En el vecindario se decía que yo era traste, basto, y algunos empezaron a llamarme “Pájaro loco”, apreciación que refrendé con todos los honores una semana después cuando se me dio por comprar un “Mata suegras”, nuevamente a escondidas de mis padres, que ya no me quitaban el ojo de encima en esas navidades a sabiendas de lo bueno que era yo para el peligro, lo ubiqué en el suelo de la calle, y encima le coloqué un pote. Cuando hizo explosión, la lata fue a dar directo al costoso ventanal de una vecina y lo hizo añicos. Ya deben imaginar el castigo que recibí en casa. El resto de ese diciembre fui castigado con encierro, no podía salir de la casa ni para hacer mandados, pero el penúltimo día del año papá salió por un momento con mamá en la noche y lo aproveché para escapar. Encontré a un amigo tirando la famosa Piedra de pólvora, y le pedí un turno y él accedió rogándome tener mucho cuidado. Entusiasmado la eché a rodar con todas mis fuerzas a través del pavimento, pero ésta, en forma inexplicable, cambió repentinamente de dirección y fue a dar dentro de la casa de un vecino causando destrozos fenomenales; “El Pájaro loco” atacó otra vez. Papá debió pagar una fortuna por los daños y yo permanecí amarrado a una silla todo el treinta y uno de diciembre, y solo fui soltado para recibir el año nuevo. El resto de mi niñez no volví a poner un dedo sobre la pólvora, y hasta quedé un poco traumatizado, temía hasta encender un cerillo.

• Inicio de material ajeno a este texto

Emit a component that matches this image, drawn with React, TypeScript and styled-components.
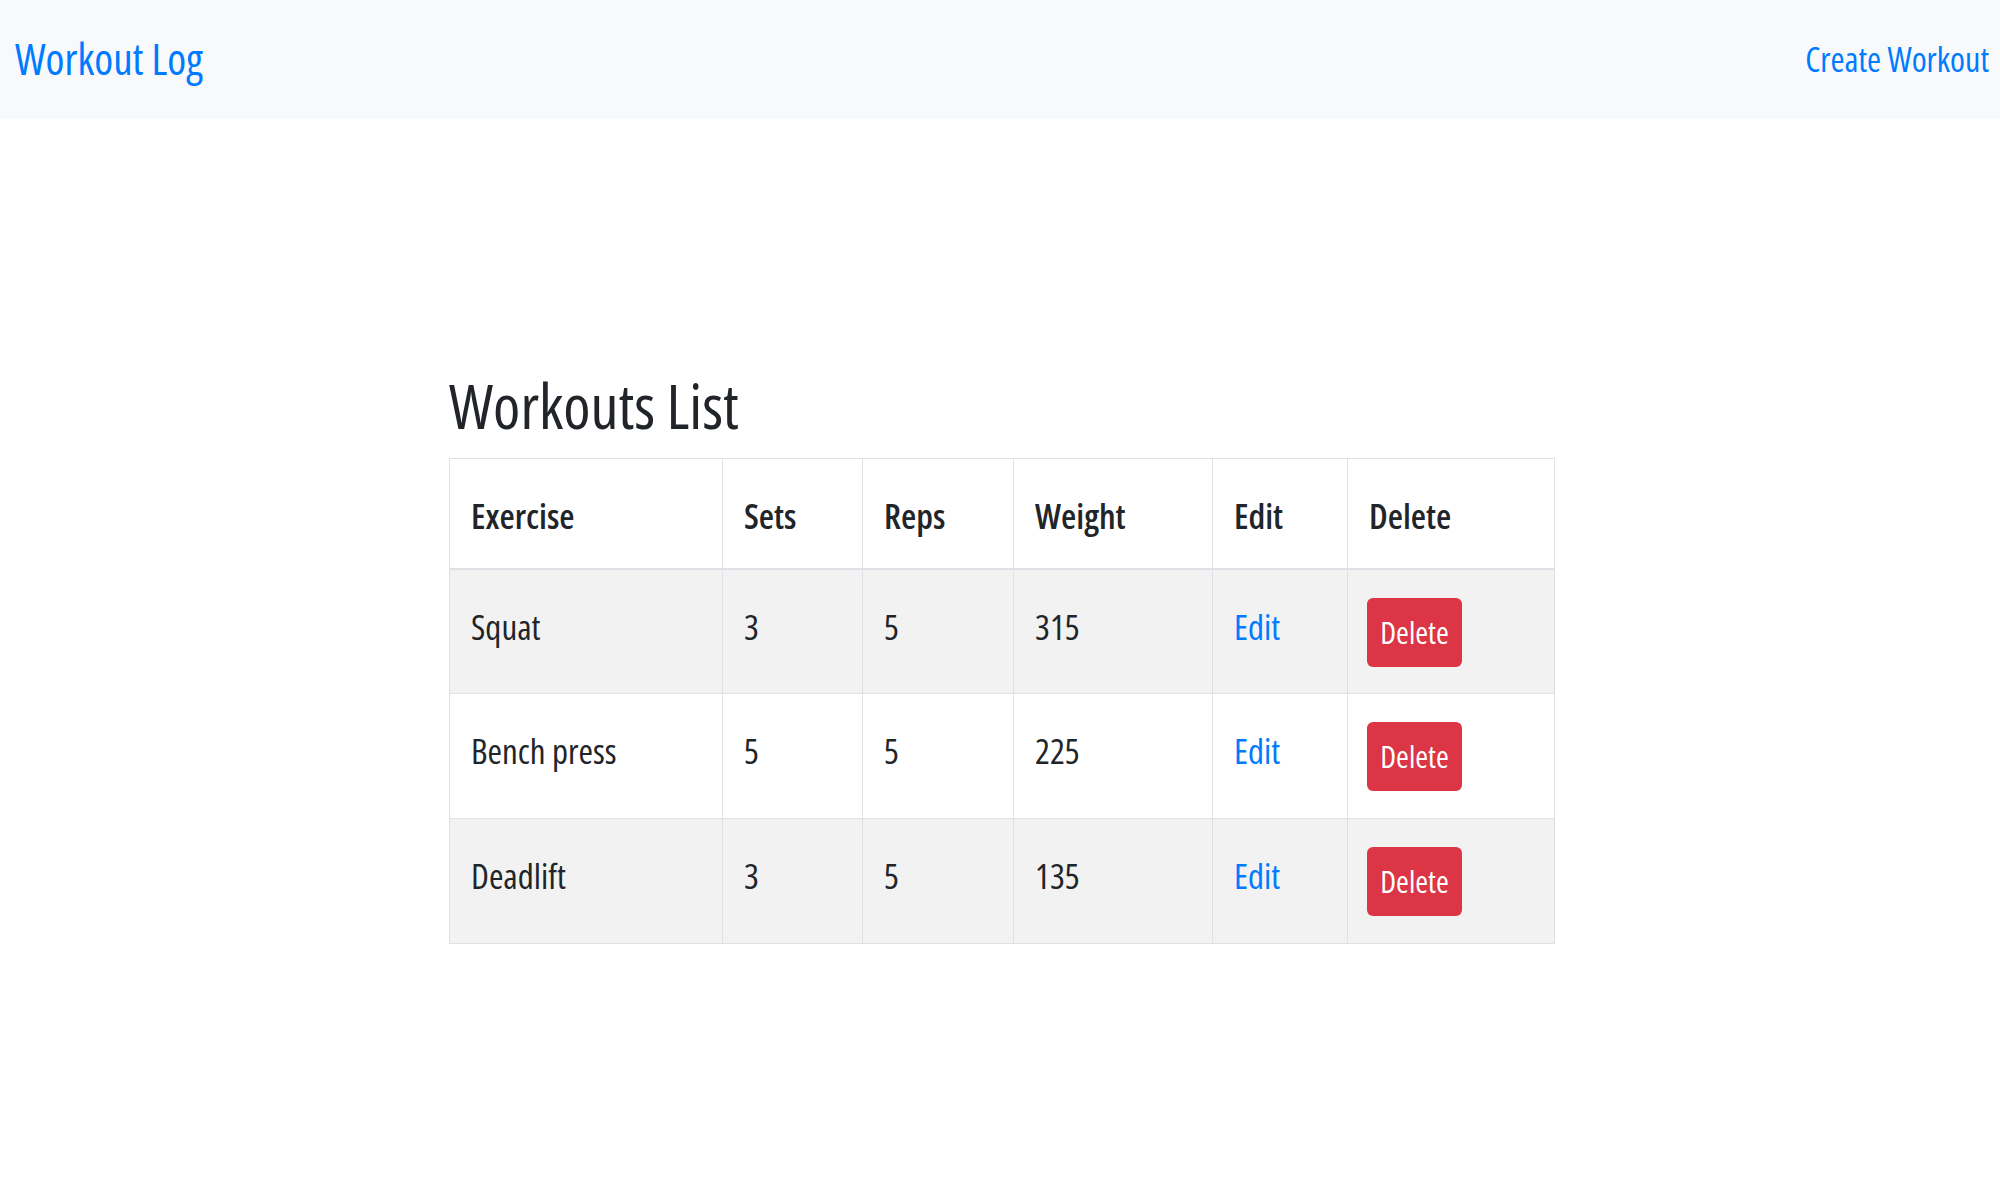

Diez años más tarde, un veinticuatro de diciembre, celebraba, ya con treinta años, con toda la familia en casa. Guisábamos un par de gallinas, la nevera rebosaba de cervezas y la música no faltaba, era un ambiente ameno. De pronto, la conversación giró en torno a mis locuras de niñez alrededor de la pólvora y al pánico que ésta después me generaba, y todos festejaron a rabiar. Alguien, creo que un tío, se atrevió a preguntarme si aún tenía pesadillas con ella y lo negué, algunos lo dudaron; entonces, envalentonado por el alcohol que recorría mis venas envié, para probarlo, a buscar una caja de velitas de bengala. Cuando la trajeron todos salimos a la mitad de la calle, tomé una, la encendí y empecé a girarla dibujando círculos de brillo en el aire, todos aplaudieron y me sentí orgulloso, los temores quedaban enterrados en el pasado. Muchos transeúntes y vecinos miraban extrañados la curiosa escena. Cuando ya casi se había consumido la velita de bengala, la tiré, animado por los aplausos, con fuerza hacia arriba, como ordenan los cánones, y a medida que surcaba los cielos dejaba atrás una estela de estrellas. Fue a dar al poste de electricidad de la esquina, y allí empezaron a brotar bastantes estrellas, enormes, hasta sonar una fuerte explosión, y entonces la luz se fue en todo el barrio. Pasamos tres días sin luz, la empresa de energía me envió una factura enorme, no pensé que un transformador eléctrico costase tanto.

La pólvora no es un “fuego” de niños, y los padres deben tener mucho cuidado con ellos, pero también las autoridades deben hacer lo propio con los sitios donde la expenden, ya que los niños siempre se las ingenian para burlar el control de sus progenitores.